Ensuring access to justice

Why in news?
  • The justice system in any democracy is set up, under the Constitution to serve the public without fear or favour, affection or ill-will.
  • Yet the protagonists, as far as India is concerned, in operating the system have stopped that very access.
  • At an informal meeting, all of the then sitting judges of the Supreme Court advised the then Chief Justice of India to decide against the request of the then Central government to sit in other places in the country under Article 130 of the Constitution.
More in news
  • Discussion over SC’s sitting in other places:
    (1) Judges express concern of authority of the Supreme Court would get diluted.
    (2) But Bombay High Court has four Benches and the quality of its decisions or status have certainly not been diluted thereby.
  • Direct consequence of the wrong decisions are three-fold:
    (1) Supreme Court sitting only in Delhi has resulted in excellent lawyers from other High Courts not appearing before the Supreme Court, possibly because it casts too large a monetary burden on their clients, many of whom are impoverished.

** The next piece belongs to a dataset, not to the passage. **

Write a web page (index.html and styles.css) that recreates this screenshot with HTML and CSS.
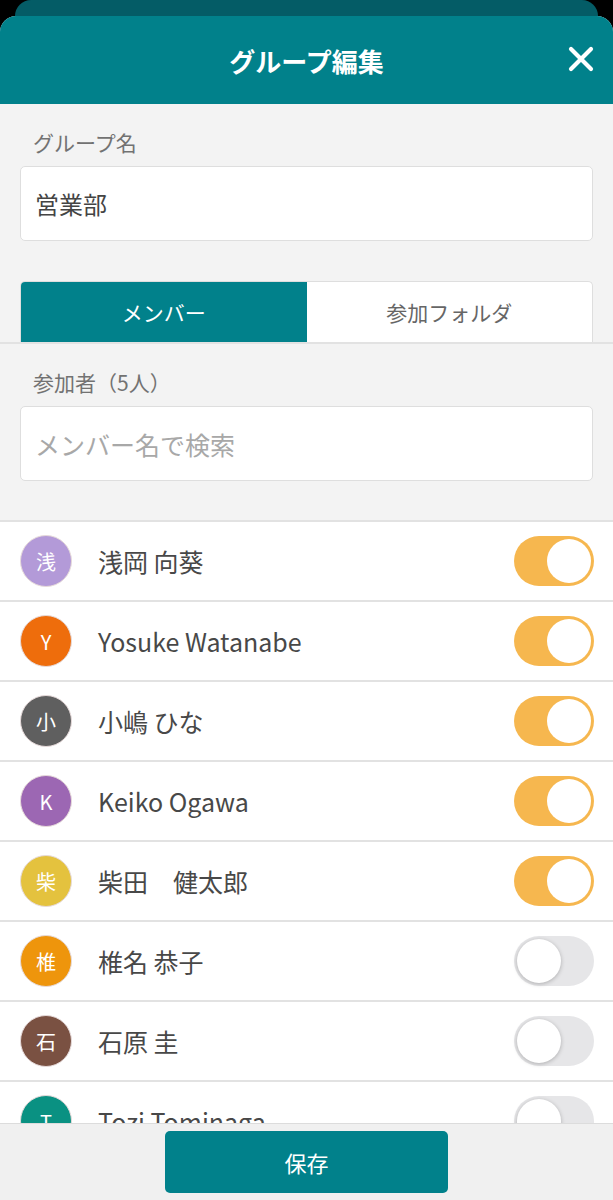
FILE: index.html
```html
<!DOCTYPE html>
<html lang="ja">
<head>
    <meta charset="UTF-8">
    <meta name="viewport" content="width=device-width, initial-scale=1.0">
    <title>グループ編集</title>
    <link rel="stylesheet" href="styles.css">
</head>
<body>
    <div class="back-sheet"></div>

    <div class="sheet">
        <header class="sheet-header">
            <h1>グループ編集</h1>
            <button class="close-button" aria-label="閉じる">
                <svg width="26" height="26" viewBox="0 0 26 26">
                    <path d="M3 3 L23 23 M23 3 L3 23" stroke="#fff" stroke-width="4.2" stroke-linecap="round"/>
                </svg>
            </button>
        </header>

        <div class="sheet-body">
            <section class="group-section">
                <label class="field-label">グループ名</label>
                <div class="text-box">営業部</div>

                <div class="tabs">
                    <div class="tab active">メンバー</div>
                    <div class="tab">参加フォルダ</div>
                </div>
            </section>

            <section class="member-section">
                <label class="field-label">参加者（5人）</label>
                <div class="text-box placeholder">メンバー名で検索</div>
            </section>

            <ul class="member-list">
                <li class="member">
                    <span class="avatar" style="background:#b39ad8">浅</span>
                    <span class="name">浅岡 向葵</span>
                    <span class="switch on"></span>
                </li>
                <li class="member">
                    <span class="avatar" style="background:#ee6d0c">Y</span>
                    <span class="name">Yosuke Watanabe</span>
                    <span class="switch on"></span>
                </li>
                <li class="member">
                    <span class="avatar" style="background:#5f5f5f">小</span>
                    <span class="name">小嶋 ひな</span>
                    <span class="switch on"></span>
                </li>
                <li class="member">
                    <span class="avatar" style="background:#9c67b3">K</span>
                    <span class="name">Keiko Ogawa</span>
                    <span class="switch on"></span>
                </li>
                <li class="member">
                    <span class="avatar" style="background:#e4c23e">柴</span>
                    <span class="name">柴田　健太郎</span>
                    <span class="switch on"></span>
                </li>
                <li class="member">
                    <span class="avatar" style="background:#ee950c">椎</span>
                    <span class="name">椎名 恭子</span>
                    <span class="switch"></span>
                </li>
                <li class="member">
                    <span class="avatar" style="background:#7a5142">石</span>
                    <span class="name">石原 圭</span>
                    <span class="switch"></span>
                </li>
                <li class="member">
                    <span class="avatar" style="background:#0a9182">T</span>
                    <span class="name">Tozi Tominaga</span>
                    <span class="switch"></span>
                </li>
            </ul>
        </div>

        <footer class="sheet-footer">
            <button class="save-button">保存</button>
        </footer>
    </div>
</body>
</html>
```

FILE: styles.css
```css
body {
    font-family: "Noto Sans CJK JP", "Noto Sans", sans-serif;
    background: #000;
    margin: 0;
    padding: 0;
    height: 100vh;
    display: flex;
    flex-direction: column;
    overflow: hidden;
    color: #444;
}

h1, p, ul {
    margin: 0;
    padding: 0;
}

.back-sheet {
    height: 16px;
    margin: 0 15px;
    background: #045c66;
    border-radius: 16px 16px 0 0;
    flex-shrink: 0;
}

.sheet {
    flex: 1;
    display: flex;
    flex-direction: column;
    background: #f3f3f3;
    border-radius: 16px 16px 0 0;
    overflow: hidden;
    min-height: 0;
}

.sheet-header {
    height: 88px;
    flex-shrink: 0;
    background: #01818b;
    display: flex;
    align-items: center;
    justify-content: center;
    position: relative;
}

.sheet-header h1 {
    color: #fff;
    font-size: 26px;
    font-weight: bold;
}

.close-button {
    position: absolute;
    right: 19px;
    top: 30px;
    background: none;
    border: none;
    padding: 0;
    width: 26px;
    height: 26px;
    display: flex;
}

.sheet-body {
    flex: 1;
    overflow: hidden;
    min-height: 0;
}

.group-section {
    padding: 24px 20px 0;
    border-bottom: 2px solid #e2e2e2;
}

.member-section {
    padding: 24px 20px 39px;
}

.field-label {
    display: block;
    font-size: 21px;
    line-height: 28px;
    color: #727272;
    padding-left: 13px;
    margin-bottom: 10px;
}

.text-box {
    height: 73px;
    background: #fff;
    border: 1px solid #dedede;
    border-radius: 5px;
    display: flex;
    align-items: center;
    padding: 0 14px;
    font-size: 24px;
    color: #444;
}

.text-box.placeholder {
    color: #a8a8a8;
    font-size: 25px;
}

.tabs {
    display: flex;
    margin-top: 40px;
    height: 60px;
    border: 1px solid #dedede;
    border-bottom: none;
    border-radius: 5px 5px 0 0;
    overflow: hidden;
    background: #fff;
}

.tab {
    flex: 1;
    display: flex;
    align-items: center;
    justify-content: center;
    font-size: 21px;
    color: #666;
}

.tab.active {
    background: #01818b;
    color: #fff;
}

.member-list {
    list-style: none;
    background: #fff;
    border-top: 2px solid #e2e2e2;
}

.member {
    height: 78px;
    border-bottom: 2px solid #e2e2e2;
    display: flex;
    align-items: center;
    padding: 0 19px 0 20px;
}

.avatar {
    width: 50px;
    height: 50px;
    border-radius: 50%;
    border: 1px solid #e6dada;
    display: flex;
    align-items: center;
    justify-content: center;
    color: #fff;
    font-size: 20px;
    flex-shrink: 0;
}

.name {
    flex: 1;
    margin-left: 26px;
    font-size: 25px;
    color: #484848;
}

.switch {
    width: 80px;
    height: 50px;
    border-radius: 25px;
    background: #e6e6e8;
    position: relative;
    flex-shrink: 0;
}

.switch::after {
    content: "";
    position: absolute;
    top: 3px;
    left: 3px;
    width: 44px;
    height: 44px;
    border-radius: 50%;
    background: #fff;
    box-shadow: 0 1px 4px rgba(0, 0, 0, 0.25);
}

.switch.on {
    background: #f6b74f;
}

.switch.on::after {
    left: 33px;
    box-shadow: none;
}

.sheet-footer {
    height: 77px;
    flex-shrink: 0;
    background: #f0f0f0;
    border-top: 1px solid #dcdcdc;
    display: flex;
    justify-content: center;
    padding-top: 7px;
    box-sizing: border-box;
}

.save-button {
    width: 283px;
    height: 62px;
    background: #01818b;
    border: none;
    border-radius: 5px;
    color: #fff;
    font-family: inherit;
    font-size: 22px;
}
```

    (2) All lawyers who happen to be in Delhi now appear in the Supreme Court. Some of the good lawyers who were able to leave lucrative practices in the High Courts have settled down in Delhi, but they have established a monopoly, and, as a result, charge unconscionable fees even from charitable concerns.

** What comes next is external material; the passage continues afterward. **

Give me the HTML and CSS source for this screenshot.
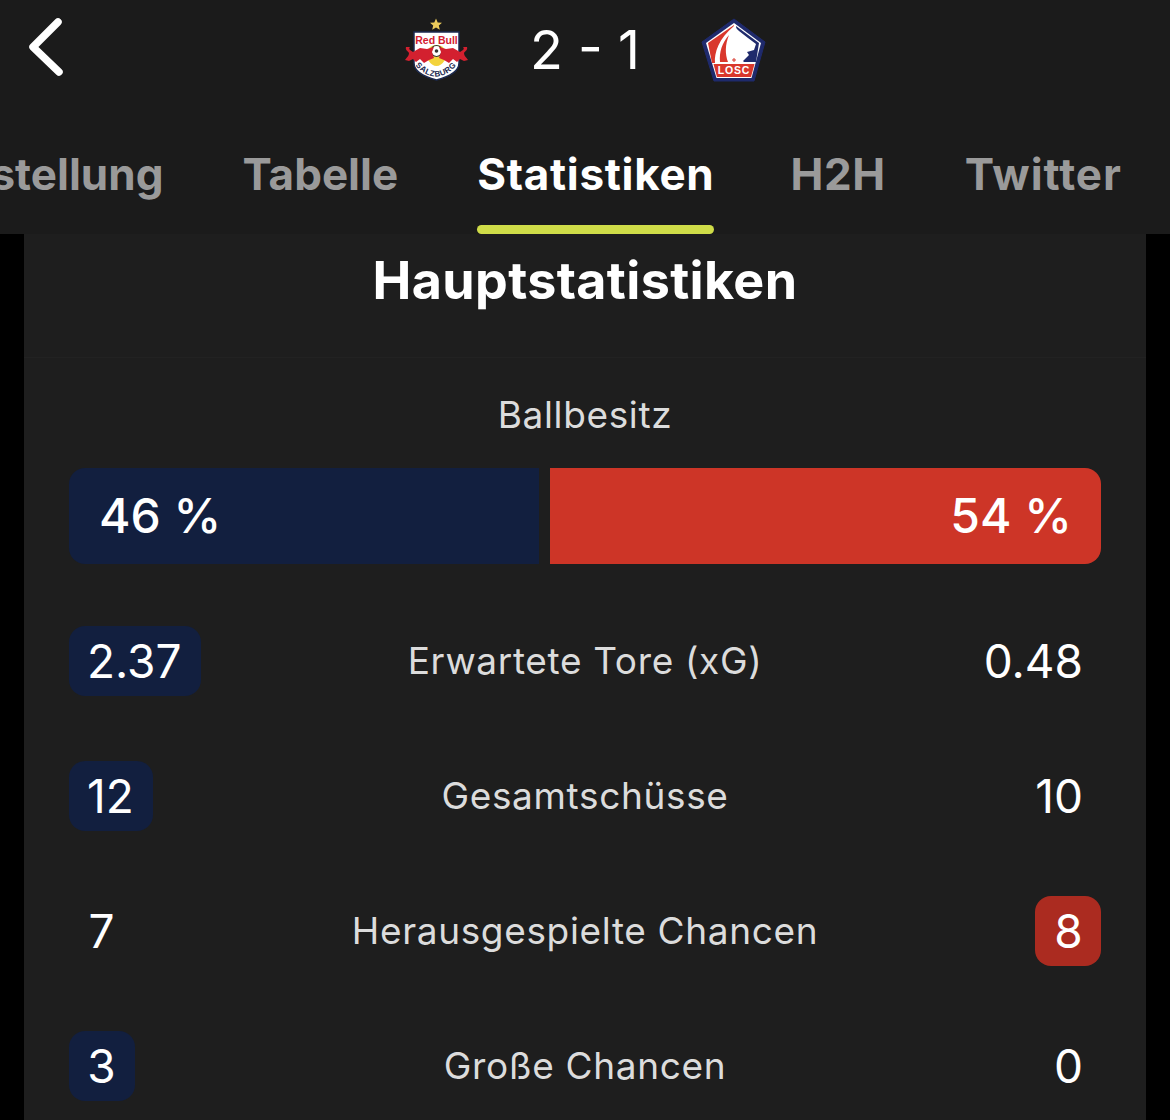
FILE: index.html
```html
<!DOCTYPE html>
<html lang="de">
<head>
<meta charset="utf-8">
<title>Statistiken</title>
<link rel="stylesheet" href="styles.css">
</head>
<body>
<header class="header">
  <div class="topbar">
    <svg class="back" width="36" height="60" viewBox="0 0 36 60"><path d="M30 5 L5 30 L31 55" fill="none" stroke="#fff" stroke-width="7.500" stroke-linecap="round" stroke-linejoin="round"/></svg>
    <div class="score">
      <svg class="crest" width="66" height="68" viewBox="0 0 66 68">
        <defs>
          <path id="bull" d="M3 31C2 34 5 35 6 37C6 40 4 41 2 44L6 45L10 43L13 46L17 43L21 47L26 44L31 42L29 36L31 31L24 33L17 32L10 36L7 34C6 33 6 32 7 31Z" fill="#d3202f"/>
          <path id="sb-curve" d="M12 49Q33 72 54 49"/>
        </defs>
        <path d="M33 2.500l1.700 3.900 4.300.400-3.200 2.800 1 4.100-3.800-2.200-3.800 2.200 1-4.100L27 6.800l4.300-.400z" fill="#eccb5a"/>
        <path d="M11 16H56V47Q56 58 33.500 64Q11 58 11 47Z" fill="#fff" stroke="#1c2a50" stroke-width="1.500"/>
        <text x="33.500" y="28" class="crest-rb" text-anchor="middle">Red Bull</text>
        <path d="M24 36A10 10 0 0 1 43 36L42 44Q38 50 33.500 50Q29 50 25 44Z" fill="#f3d33c"/>
        <circle cx="33.500" cy="35" r="5.500" fill="#fff" stroke="#333" stroke-width="1.200"/>
        <circle cx="33.500" cy="35" r="1.800" fill="#333"/>
        <use href="#bull"/>
        <use href="#bull" transform="translate(67 0) scale(-1 1)"/>
        <text class="crest-sb"><textPath href="#sb-curve" startOffset="50%" text-anchor="middle">SALZBURG</textPath></text>
      </svg>
      <div class="result">2 - 1</div>
      <svg class="crest" width="66" height="64" viewBox="0 0 66 64">
        <path d="M33 1L64 24 53 63H13L1 24Z" fill="#1f2a6c" stroke="#1f2a6c" stroke-linejoin="round"/>
        <path d="M33 5L60 25 50.500 60H15.500L5 25Z" fill="#fff"/>
        <path d="M33 7L7 25 11 45H30Z" fill="#d9372c"/>
        <path d="M35 8L58 25 55 44H40Z" fill="#1f2a6c"/>
        <path d="M33 8L38 13 47 20 55 26 53 32 46 34 48 37 42 43 44 45H14C13 35 18 20 33 8Z" fill="#fff"/>
        <path d="M19 44C18 34 21 25 28 17C24 27 24 36 27 44Z" fill="#d9372c"/>
        <path d="M32.500 40h1v1.500h1.500v1h-1.500V44h-1v-1.500H31v-1h1.500z" fill="#d9372c"/>
        <path d="M12.500 46H53.500L50 59H16Z" fill="#d9372c"/>
        <text x="33" y="56" class="crest-losc" text-anchor="middle">LOSC</text>
      </svg>
    </div>
  </div>
  <nav class="tabs">
    <span class="tab">Aufstellung</span>
    <span class="tab">Tabelle</span>
    <span class="tab tab-active">Statistiken</span>
    <span class="tab tab-h2h">H2H</span>
    <span class="tab tab-twitter">Twitter</span>
  </nav>
</header>
<main class="card">
  <h1 class="title">Hauptstatistiken</h1>
  <section class="stats">
    <div class="poss-label">Ballbesitz</div>
    <div class="poss">
      <div class="poss-home">46 %</div>
      <div class="poss-away">54 %</div>
    </div>
    <div class="row">
      <div class="val"><span class="pill pill-home">2.37</span></div>
      <div class="label">Erwartete Tore (xG)</div>
      <div class="val val-away"><span class="pill">0.48</span></div>
    </div>
    <div class="row">
      <div class="val"><span class="pill pill-home">12</span></div>
      <div class="label">Gesamtschüsse</div>
      <div class="val val-away"><span class="pill">10</span></div>
    </div>
    <div class="row">
      <div class="val"><span class="pill">7</span></div>
      <div class="label">Herausgespielte Chancen</div>
      <div class="val val-away"><span class="pill pill-away">8</span></div>
    </div>
    <div class="row">
      <div class="val"><span class="pill pill-home">3</span></div>
      <div class="label">Große Chancen</div>
      <div class="val val-away"><span class="pill">0</span></div>
    </div>
  </section>
</main>
</body>
</html>
```
FILE: styles.css
```css
* { box-sizing: border-box; }
html, body { margin: 0; height: 100%; }
body {
  background: #000;
  color: #fff;
  font-family: Inter, "Liberation Sans", sans-serif;
  width: 1170px;
  height: 1120px;
  overflow: hidden;
}
.header {
  background: #1b1b1b;
  height: 234px;
  overflow: hidden;
}
.topbar {
  position: relative;
  height: 118px;
  padding-top: 17px;
}
.back {
  position: absolute;
  left: 28px;
  top: 17px;
}
.score {
  display: flex;
  justify-content: center;
  align-items: center;
  height: 66px;
}
.crest { flex: none; display: block; }
.result {
  width: 232px;
  text-align: center;
  font-size: 54px;
  font-weight: 400;
  line-height: 66px;
}
.tabs {
  display: flex;
  justify-content: flex-end;
  gap: 79px;
  padding-right: 48px;
  height: 116px;
}
.tab {
  flex: none;
  position: relative;
  height: 116px;
  padding-top: 29px;
  font-size: 44px;
  line-height: 54px;
  font-weight: 700;
  color: #9a9a9a;
}
.tab-active { color: #fff; letter-spacing: .7px; margin-right: -3px; }
.tab-h2h { letter-spacing: .6px; }
.tab-twitter { letter-spacing: 1px; }
.tab-active::after {
  content: "";
  position: absolute;
  left: 0;
  right: 0;
  bottom: 0;
  height: 9px;
  background: #cfdc48;
  border-radius: 5px;
}
.card {
  margin: 0 24px;
  height: 886px;
  background: #1e1e1e;
  overflow: hidden;
}
.title {
  margin: 0;
  height: 124px;
  padding-top: 17px;
  text-align: center;
  font-size: 52px;
  line-height: 60px;
  font-weight: 700;
  letter-spacing: .35px;
  border-bottom: 1px solid #222;
}
.stats { padding: 0 45px; }
.poss-label {
  margin-top: 35px;
  text-align: center;
  font-size: 37px;
  letter-spacing: .65px;
  line-height: 44px;
  color: #dcdcdc;
}
.poss {
  display: flex;
  gap: 11px;
  margin-top: 31px;
  height: 96px;
  font-size: 48px;
  font-weight: 500;
  line-height: 96px;
}
.poss-home {
  width: 470px;
  background: #121f3f;
  border-radius: 16px 0 0 16px;
  padding-left: 30px;
}
.poss-away {
  flex: 1;
  background: #cd3527;
  border-radius: 0 16px 16px 0;
  padding-right: 29px;
  text-align: right;
}
.row {
  display: grid;
  grid-template-columns: 260px 1fr 260px;
  align-items: center;
  height: 70px;
  margin-top: 65px;
}
.poss + .row { margin-top: 62px; }
.val { display: flex; }
.val-away { justify-content: flex-end; }
.pill {
  height: 70px;
  min-width: 66px;
  padding: 0 19px 0 18px;
  border-radius: 16px;
  font-size: 46px;
  line-height: 70px;
  text-align: center;
}
.val-away .pill { padding: 0 18px 0 19px; }
.pill-home { background: #121f3f; }
.pill-away { background: #ab2b20; }
.label {
  text-align: center;
  font-size: 37px;
  letter-spacing: .65px;
  padding-bottom: 2px;
  color: #dcdcdc;
}
.crest-rb { font: 700 10.500px "Liberation Sans", sans-serif; fill: #d3202f; }
.crest-sb { font: 700 8px "Liberation Sans", sans-serif; fill: #1c2a50; letter-spacing: .5px; }
.crest-losc { font: 700 10.500px "Liberation Sans", sans-serif; fill: #fff; letter-spacing: .8px; }
```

    (3) The third fallout of the failure to act under Article 130 is that the Supreme Court in Delhi has been flooded with work and been reduced to a District Court instead of a Court of Final Appeal and Constitutional Court as envisaged under the Constitution.

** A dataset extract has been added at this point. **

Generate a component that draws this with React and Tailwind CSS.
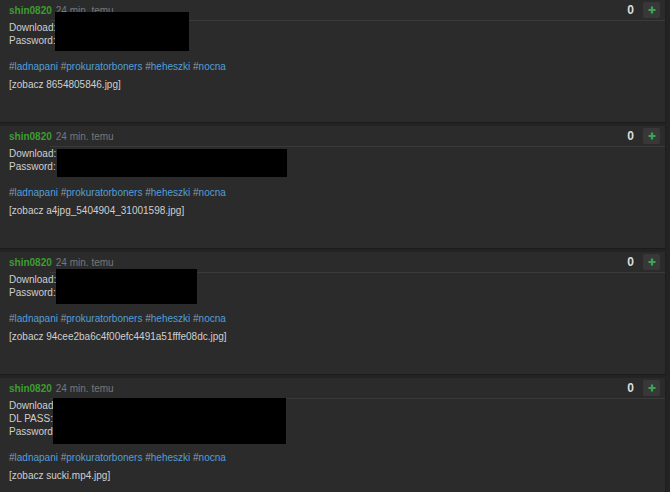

  • Question of disciplinary jurisdiction over lawyers:
    (1) Hundreds of letters are written to Chief Justices for relief on the judicial side.
    (2) It is not possible to deal with all letter-appeals simultaneously on the statutory, administrative or judicial side given the huge workload before all judges unless they are drawn specifically to the Justices’ attention.
    (3) This is because disciplinary powers available to Bar Councils both in Delhi and in States are ineffective.
    (4) Some are politically motivated and some States do not have disciplinary committees at all.
    (5) The disciplinary jurisdiction over lawyers was originally with the courts.
    (6) This continued till the power was taken away by the Advocates Act, 1961.
    (7) The solution to the present situation is to give the disciplinary jurisdiction back to the courts and to repeal the Advocates Act, 1961.
Problems/ Unethical lawyers:
  • Victim compensation cases:
    (1) Some of the lawyers specialising in victim compensation cases do not charge any fees for their services and render services free of cost.
    (2) hey generally obtain a blank cheque from the victim which is filled in after credit of the compensation to the bank account of the victim.
    (3) Some of the lawyers specialising in victim compensation cases thus take huge money as a percentage of compensation amount awarded towards victim compensation.
    (4) Such a practice is frustrating the whole purpose of victim compensation.
  • Other cases:
    (1) As soon as an award of victim compensation is made by any Legal Services Authority (LSA) the lawyer gets in touch with the victim and somehow convinces him to file a writ petition before the High Court to show that without such writ petition the compensation will not be disbursed by the State LSA (SLSA).
    (2) LSA a statutory body which render free legal services to the impoverished all over India.
    (3) Ultimately when the amount of compensation is finally disbursed by the SLSA, the lawyer takes credit and shows that it was because of his noble initiative that the victim got the relief, and in exchange claims a hefty share in the compensation.
Way forward
  • Supreme Court should reconsider setting up Benches in different States in keeping with the recommendations of the Law Commissions (125th Report and 229th Report).
  • Bar Council of India should exercise its powers under the Advocates Act, 1961 more effectively.
  • If not, the disciplinary jurisdiction must be returned to the judiciary as was the position prior to the Advocates Act, 1961 by repealing the 1961 Act.
  • Lawyers should be made irrelevant by referring more cases to trained mediators, as the Supreme Court has done in the Ayodhya dispute.